Repeat the lines below exactly as they appear, but leave out the images.

↓↓↓

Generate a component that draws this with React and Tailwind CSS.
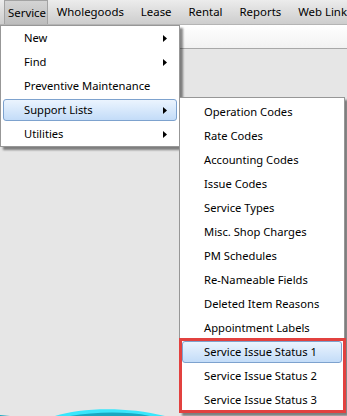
import React from "react";

const Arrow = () => (
  <svg width="4" height="7" viewBox="0 0 4 7" className="block">
    <path d="M0 0 L4 3.5 L0 7 Z" fill="#000" />
  </svg>
);

const main = [
  { label: "New", sub: true },
  { label: "Find", sub: true },
  { label: "Preventive Maintenance" },
  { label: "Support Lists", sub: true, active: true },
  { label: "Utilities", sub: true },
];

const subItems = [
  "Operation Codes",
  "Rate Codes",
  "Accounting Codes",
  "Issue Codes",
  "Service Types",
  "Misc. Shop Charges",
  "PM Schedules",
  "Re-Nameable Fields",
  "Deleted Item Reasons",
  "Appointment Labels",
  "Service Issue Status 1",
  "Service Issue Status 2",
  "Service Issue Status 3",
];

export default function App() {
  return (
    <div
      className="relative w-[347px] h-[416px] overflow-hidden bg-[#e6e6e6] text-[11.2px] text-black"
      style={{ fontFamily: '"Noto Sans", "Open Sans", sans-serif' }}
    >
      {/* menu bar */}
      <div className="flex items-stretch h-[25px] pl-[4px] text-[11.4px] bg-gradient-to-b from-[#ececec] to-[#cdcdcd] border-b border-[#b4b4b4] whitespace-nowrap">
        <div className="w-[49px] pl-[3px] flex items-center border-x border-t border-[#a3a3a3] bg-gradient-to-b from-[#d4d4d4] to-[#bdbdbd]">
          Service
        </div>
        <div className="ml-[9px] mr-[17px] flex items-center">Wholegoods</div>
        <div className="mr-[17px] flex items-center">Lease</div>
        <div className="mr-[17px] flex items-center">Rental</div>
        <div className="mr-[17px] flex items-center">Reports</div>
        <div className="flex items-center">Web Link</div>
      </div>
      {/* white strip */}
      <div className="h-[24px] bg-gradient-to-b from-[#ffffff] to-[#f2f2f2] border-b border-[#a8a8a8]" />

      {/* main dropdown */}
      <div className="absolute left-0 top-[25px] w-[180px] bg-white border border-[#979797] shadow-[3px_3px_2px_rgba(0,0,0,0.45)]">
        {main.map((m) => (
          <div key={m.label} className="relative h-[24px] flex items-center">
            {m.active && (
              <div className="absolute left-[2px] right-[2px] top-[1px] bottom-[1px] rounded-[3px] border border-[#7da2ce] bg-gradient-to-b from-[#ebf4fe] to-[#c3dcf8]" />
            )}
            <span className="relative pl-[23px] whitespace-nowrap">{m.label}</span>
            {m.sub && (
              <span className="absolute left-[162px] top-[9px]">
                <Arrow />
              </span>
            )}
          </div>
        ))}
      </div>

      {/* submenu */}
      <div className="absolute left-[179px] top-[97px] w-[166px] bg-white border border-[#979797] pt-[2px] shadow-[3px_3px_2px_rgba(0,0,0,0.45)]">
        {subItems.map((s, i) => (
          <div key={s} className="relative h-[24px] flex items-center">
            {i === 10 && (
              <div className="absolute left-[2px] right-[2px] top-[1px] bottom-[1px] rounded-[3px] border border-[#7da2ce] bg-gradient-to-b from-[#ebf4fe] to-[#c3dcf8]" />
            )}
            <span className="relative pl-[24px] whitespace-nowrap">{s}</span>
          </div>
        ))}
      </div>
      {/* red highlight box */}
      <div className="absolute left-[179px] top-[338px] w-[167px] h-[75px] border-[3px] border-[#e2413f]" />

      {/* decorative wave */}
      <svg className="absolute left-0 bottom-0" width="200" height="12" viewBox="0 0 200 12">
        <path d="M55 12 C80 4 125 2 165 12 Z" fill="#3ae6fb" />
        <path d="M70 12 C95 8 125 7 150 12 Z" fill="#1aa7c0" />
        <path d="M0 11 L10 12 L0 12 Z" fill="#1aa7c0" />
      </svg>
    </div>
  );
}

↑↑↑

• _The result_
Generate a component that draws this with React and Tailwind CSS.
import React from "react";

const Arrow = () => (
  <svg width="4" height="7" viewBox="0 0 4 7" className="block">
    <path d="M0 0 L4 3.5 L0 7 Z" fill="#000" />
  </svg>
);

const main = [
  { label: "New", sub: true },
  { label: "Find", sub: true },
  { label: "Preventive Maintenance" },
  { label: "Support Lists", sub: true, active: true },
  { label: "Utilities", sub: true },
];

const subItems = [
  "Operation Codes",
  "Rate Codes",
  "Accounting Codes",
  "Issue Codes",
  "Service Types",
  "Misc. Shop Charges",
  "PM Schedules",
  "Re-Nameable Fields",
  "Deleted Item Reasons",
  "Appointment Labels",
  "Service Issue Status 1",
  "Service Issue Status 2",
  "Service Issue Status 3",
];

export default function App() {
  return (
    <div
      className="relative w-[347px] h-[416px] overflow-hidden bg-[#e6e6e6] text-[11.2px] text-black"
      style={{ fontFamily: '"Noto Sans", "Open Sans", sans-serif' }}
    >
      {/* menu bar */}
      <div className="flex items-stretch h-[25px] pl-[4px] text-[11.4px] bg-gradient-to-b from-[#ececec] to-[#cdcdcd] border-b border-[#b4b4b4] whitespace-nowrap">
        <div className="w-[49px] pl-[3px] flex items-center border-x border-t border-[#a3a3a3] bg-gradient-to-b from-[#d4d4d4] to-[#bdbdbd]">
          Service
        </div>
        <div className="ml-[9px] mr-[17px] flex items-center">Wholegoods</div>
        <div className="mr-[17px] flex items-center">Lease</div>
        <div className="mr-[17px] flex items-center">Rental</div>
        <div className="mr-[17px] flex items-center">Reports</div>
        <div className="flex items-center">Web Link</div>
      </div>
      {/* white strip */}
      <div className="h-[24px] bg-gradient-to-b from-[#ffffff] to-[#f2f2f2] border-b border-[#a8a8a8]" />

      {/* main dropdown */}
      <div className="absolute left-0 top-[25px] w-[180px] bg-white border border-[#979797] shadow-[3px_3px_2px_rgba(0,0,0,0.45)]">
        {main.map((m) => (
          <div key={m.label} className="relative h-[24px] flex items-center">
            {m.active && (
              <div className="absolute left-[2px] right-[2px] top-[1px] bottom-[1px] rounded-[3px] border border-[#7da2ce] bg-gradient-to-b from-[#ebf4fe] to-[#c3dcf8]" />
            )}
            <span className="relative pl-[23px] whitespace-nowrap">{m.label}</span>
            {m.sub && (
              <span className="absolute left-[162px] top-[9px]">
                <Arrow />
              </span>
            )}
          </div>
        ))}
      </div>

      {/* submenu */}
      <div className="absolute left-[179px] top-[97px] w-[166px] bg-white border border-[#979797] pt-[2px] shadow-[3px_3px_2px_rgba(0,0,0,0.45)]">
        {subItems.map((s, i) => (
          <div key={s} className="relative h-[24px] flex items-center">
            {i === 10 && (
              <div className="absolute left-[2px] right-[2px] top-[1px] bottom-[1px] rounded-[3px] border border-[#7da2ce] bg-gradient-to-b from-[#ebf4fe] to-[#c3dcf8]" />
            )}
            <span className="relative pl-[24px] whitespace-nowrap">{s}</span>
          </div>
        ))}
      </div>
      {/* red highlight box */}
      <div className="absolute left-[179px] top-[338px] w-[167px] h-[75px] border-[3px] border-[#e2413f]" />

      {/* decorative wave */}
      <svg className="absolute left-0 bottom-0" width="200" height="12" viewBox="0 0 200 12">
        <path d="M55 12 C80 4 125 2 165 12 Z" fill="#3ae6fb" />
        <path d="M70 12 C95 8 125 7 150 12 Z" fill="#1aa7c0" />
        <path d="M0 11 L10 12 L0 12 Z" fill="#1aa7c0" />
      </svg>
    </div>
  );
}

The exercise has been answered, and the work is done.